Wednesday, October 6, 2010

Scary Internet Stuffs?!!


The issue of cybercrime invokes serious concerns from the media, policymakers, politicians, academics and the public, consistently and persistently. The Internet has become a vehicle for communications that sustain existing patterns of harmful activity such as drug trafficking. Is has also created a transnational environment that provides new opportunities for harmful activities that are currently the subject of existing criminal or civil law. One of the main features that distinguish cybercrime from other crimes is its possibility of multiple and instantaneous contacts multiply the occasion to commit crime. It involve non-routine events in which require cross-border investigations or types of deviant behaviour not normally regarded as criminal by policy officers.



Wall (2007) defined cybercrime as a form of media construction and distinguishes it into three typologies: computer integrity crimes, computer-assisted or related crimes, and computer content crimes. Cracking, hacking and denial of service are seen as computer integrity crimes. Scams, virtual robberies and thefts are seen as computer-assisted crimes. Pornography, violence and offensive communications are seen as computer content crimes.

The main problem for policing and action is that, unlike other crimes in which operationally and organizationally local, cybercrimes are globalised. The ambiguity of the Internet itself is that fact that it is in between private and public spaces which increases enormously the difficulty of policing cyberspace. Wall suggests that control over the Internet could be effected either by designing in crime-prevention in order to design out crime, or by increasing levels of security through advanced technological counter measures.
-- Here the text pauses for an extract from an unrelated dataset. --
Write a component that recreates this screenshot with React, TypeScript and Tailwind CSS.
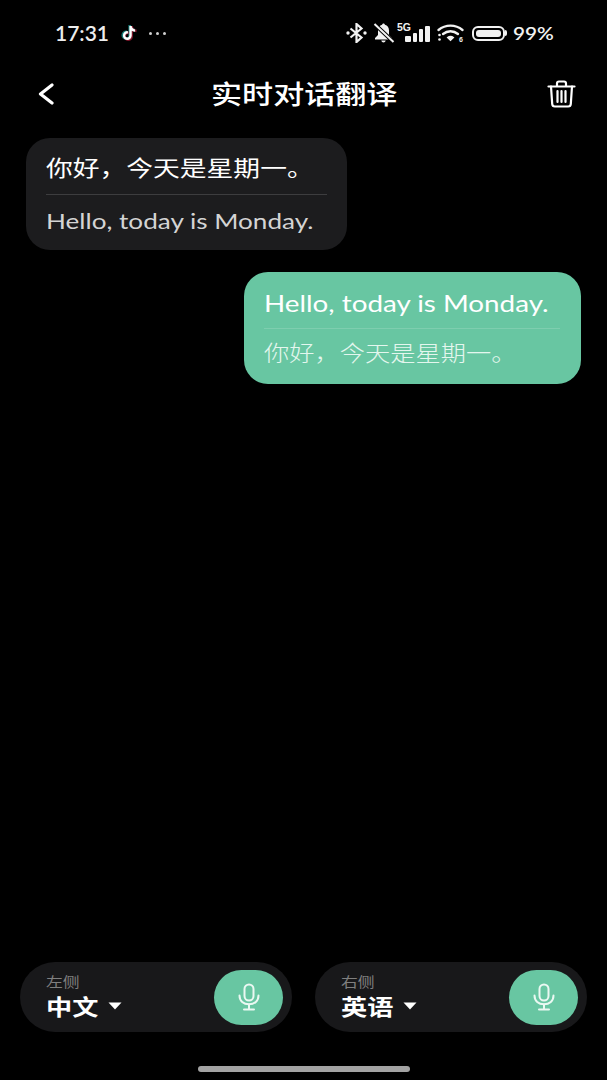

Who is currently policing cyberspace?

It is wrong to think that the Internet is an environment that cannot be regulates. Currently there are five main levels of policing activity takes place within cyberspace:

  1. 1. The Internet users themselves
  2. 2. The Internet Service Providers (ISPs)
  3. 3. Corporate security organizations
  4. 4. State-funded non-public police organizations
  5. 5. State-funded public police organizations

For the Internet users themselves, it is essential that they invest their time and resources in creating and updating open source software programs to protect against cybercrime. Internet Service Providers are encouraged to participate in the improvement and expand the use of open source software, to embrace the valued. The rest levels of policing activities are urged working together to implement effective community policing solutions against cybercrimes. Just as community policing in real space increased the accountability of citizens and diffused the responsibility for preventing crime among the population.


The choices are:

  • Choosing a total control future might curtail cybercrime and make the Web a safe vehicle for communication, socializing, commerce, etc., but at a substantial cost to privacy, freedom of speech, as well as other civil liberties.
  • Choosing a nobody-in-charge future might allow a free flow of information and exchange of goods and services without government interference, but with a substantial threat to the economic and social lives of individuals and society itself posed by cyberoffenders.



Consider:

Should we tightly control all human interaction by holding individuals responsible for every deed and action in an efficiently networked Web, or should we allow creativity and individualism to emerge by refusing to set boundaries and jurisdictions on the Internet, leaving it much as it is today – without management or enforcement?

Reference:

Wall, D. 2007, Cybercrime, Cambridge: Polity Press, 288 pp.


1 comment:

  1. I agree that the advancement in technology and the emergence of cyber crime have posed new challenges to policing. The cross-national nature of cyber crime, the shift in the avenue of crime from streets to the virtual world and the difficulties in legislating cyber crime all contribute to the transformation of policing structure from the hierarchical top-down model to the horizontal security web in which power to police cybercrimes is no longer concentrated in institutions, organisations or symbolic controllers (Marsh & Melville, 2009: 159). The new role of the police is to “forge new relationships with the other nodes that constitute the networks of Internet security” (Wall, 2007: 184) which include the Internet users themselves, the Internet Service Providers (ISPs), corporate security organizations, state-funded non-public police organizations and state-funded public police organizations as you have suggested.

    My main concern to this new style of policing is that a larger amount of cybercrime will be created by individuals who are trying to police cyber crime. The rise of internet vigilantism is a good example of policing cyber crimes through sanctions imposed by Internet Users and user groups; it can involve the use of hacking, Distributed Denial of Service, public shaming and possibly, cyberbullying. It is ironic that the very means that individuals use to ‘police’ cybercrimes are in fact the very criminal behaviours which they want to ‘police’ in the first place.

    Moreover, this policing style also raises more unsolved questions to policing: how much discretion should be given to individuals in policing cybercrimes through various sanctions? How can those sanctions be regulated so that they will not turn into extreme or criminal behaviour? How can the government protect innocent people from victimized by internet vigilantism? Should freedom of speech and privacy give way to security? How can we distinguish policing by individuals from personal revenges?